Task statement:
Copy whichever lines contain the string "React".
start Information shown
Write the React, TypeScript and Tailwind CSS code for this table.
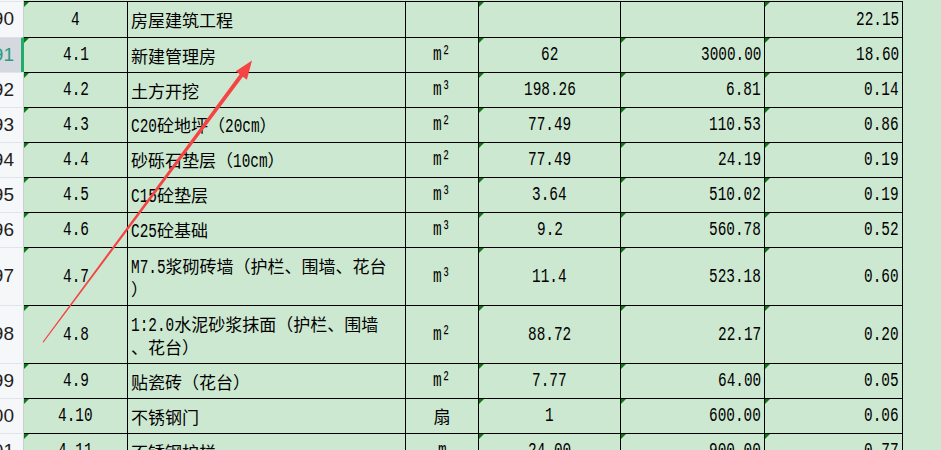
import React from "react";

type Row = {
  h: number;
  hdr: string;
  sel?: boolean;
  no: string;
  desc: string[];
  unit: string;
  qty: string;
  price: string;
  total: string;
  priceTri: boolean;
};

const rows: Row[] = [
  { h: 36, hdr: "90", no: "4", desc: ["房屋建筑工程"], unit: "", qty: "", price: "", total: "22.15", priceTri: false },
  { h: 35, hdr: "91", sel: true, no: "4.1", desc: ["新建管理房"], unit: "m²", qty: "62", price: "3000.00", total: "18.60", priceTri: true },
  { h: 35, hdr: "92", no: "4.2", desc: ["土方开挖"], unit: "m³", qty: "198.26", price: "6.81", total: "0.14", priceTri: true },
  { h: 35, hdr: "93", no: "4.3", desc: ["C20砼地坪（20cm）"], unit: "m²", qty: "77.49", price: "110.53", total: "0.86", priceTri: true },
  { h: 35, hdr: "94", no: "4.4", desc: ["砂砾石垫层（10cm）"], unit: "m²", qty: "77.49", price: "24.19", total: "0.19", priceTri: true },
  { h: 35, hdr: "95", no: "4.5", desc: ["C15砼垫层"], unit: "m³", qty: "3.64", price: "510.02", total: "0.19", priceTri: true },
  { h: 35, hdr: "96", no: "4.6", desc: ["C25砼基础"], unit: "m³", qty: "9.2", price: "560.78", total: "0.52", priceTri: true },
  { h: 58, hdr: "97", no: "4.7", desc: ["M7.5浆砌砖墙（护栏、围墙、花台", "）"], unit: "m³", qty: "11.4", price: "523.18", total: "0.60", priceTri: true },
  { h: 58, hdr: "98", no: "4.8", desc: ["1:2.0水泥砂浆抹面（护栏、围墙", "、花台）"], unit: "m²", qty: "88.72", price: "22.17", total: "0.20", priceTri: true },
  { h: 35, hdr: "99", no: "4.9", desc: ["贴瓷砖（花台）"], unit: "m²", qty: "7.77", price: "64.00", total: "0.05", priceTri: true },
  { h: 35, hdr: "100", no: "4.10", desc: ["不锈钢门"], unit: "扇", qty: "1", price: "600.00", total: "0.06", priceTri: true },
  { h: 35, hdr: "101", no: "4.11", desc: ["不锈钢护栏"], unit: "m", qty: "24.00", price: "900.00", total: "0.77", priceTri: true },
];

function Asc({ t }: { t: string }) {
  return (
    <span
      className="inline-block origin-left scale-x-[0.72] font-['Liberation_Mono',monospace] text-[20px] whitespace-pre"
      style={{ marginRight: -t.length * 3.36 }}
    >
      {t}
    </span>
  );
}

function Mixed({ text }: { text: string }) {
  const parts = text.split(/([\x20-\x7e²³]+)/).filter((p) => p.length > 0);
  return (
    <>
      {parts.map((p, i) =>
        /^[\x20-\x7e²³]+$/.test(p) ? <Asc key={i} t={p} /> : <span key={i}>{p}</span>
      )}
    </>
  );
}

function Tri() {
  return (
    <div className="absolute left-0 top-0 h-0 w-0 border-t-[5px] border-r-[5px] border-t-[#0c7a12] border-r-transparent" />
  );
}

const cell = "relative flex h-full items-center border-t border-r border-black";

export default function App() {
  return (
    <div className="relative h-[450px] w-[941px] overflow-hidden bg-[#cde8d0] font-['Noto_Sans_CJK_SC',sans-serif] text-[17px] text-black">
      <div className="flex h-px">
        <div className="w-[24px] border-r border-[#c9ced6] bg-[#f6f7f9]" />
        <div className="flex-1" />
      </div>
      {rows.map((r) => (
        <div key={r.hdr} className="flex" style={{ height: r.h }}>
          <div
            className={
              r.sel
                ? "flex h-full w-[24px] shrink-0 items-center justify-end overflow-hidden border-t border-r-[3px] border-t-[#dde0e6] border-r-[#1fae6a] bg-[#d5d8de] pr-[7px] font-['Liberation_Sans',sans-serif] text-[19px] whitespace-nowrap text-[#2a9d7c]"
                : "flex h-full w-[24px] shrink-0 items-center justify-end overflow-hidden border-t border-r border-t-[#e1e4e9] border-r-[#c9ced6] bg-[#f6f7f9] pr-[9px] font-['Liberation_Sans',sans-serif] text-[19px] whitespace-nowrap text-[#1f1f1f]"
            }
          >
            {r.hdr}
          </div>
          <div className={`${cell} w-[104px] shrink-0 justify-center`}>
            <Tri />
            <Mixed text={r.no} />
          </div>
          <div className={`${cell} w-[278px] shrink-0 pl-[3px]`}>
            <div className="flex flex-col leading-[21px]">
              {r.desc.map((d, i) => (
                <div key={i} className="whitespace-nowrap">
                  <Mixed text={d} />
                </div>
              ))}
            </div>
          </div>
          <div className={`${cell} w-[73px] shrink-0 justify-center`}>
            <Mixed text={r.unit} />
          </div>
          <div className={`${cell} w-[142px] shrink-0 justify-center`}>
            <Tri />
            <Mixed text={r.qty} />
          </div>
          <div className={`${cell} w-[144px] shrink-0 justify-end pr-[3px]`}>
            {r.priceTri && <Tri />}
            <Mixed text={r.price} />
          </div>
          <div className={`${cell} w-[138px] shrink-0 justify-end pr-[3px]`}>
            <Tri />
            <Mixed text={r.total} />
          </div>
          <div className="flex-1" />
        </div>
      ))}
      <svg
        className="pointer-events-none absolute left-0 top-0"
        width={941}
        height={450}
        viewBox="0 0 941 450"
      >
        <polygon
          points="42.5,342 239.7,74.3 235.7,71.3 252,60.5 246.9,79.7 242.9,76.7 43.5,342.5"
          fill="#f54444"
        />
      </svg>
    </div>
  );
}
end Information shown
Task answer:
Write the React, TypeScript and Tailwind CSS code for this table.
import React from "react";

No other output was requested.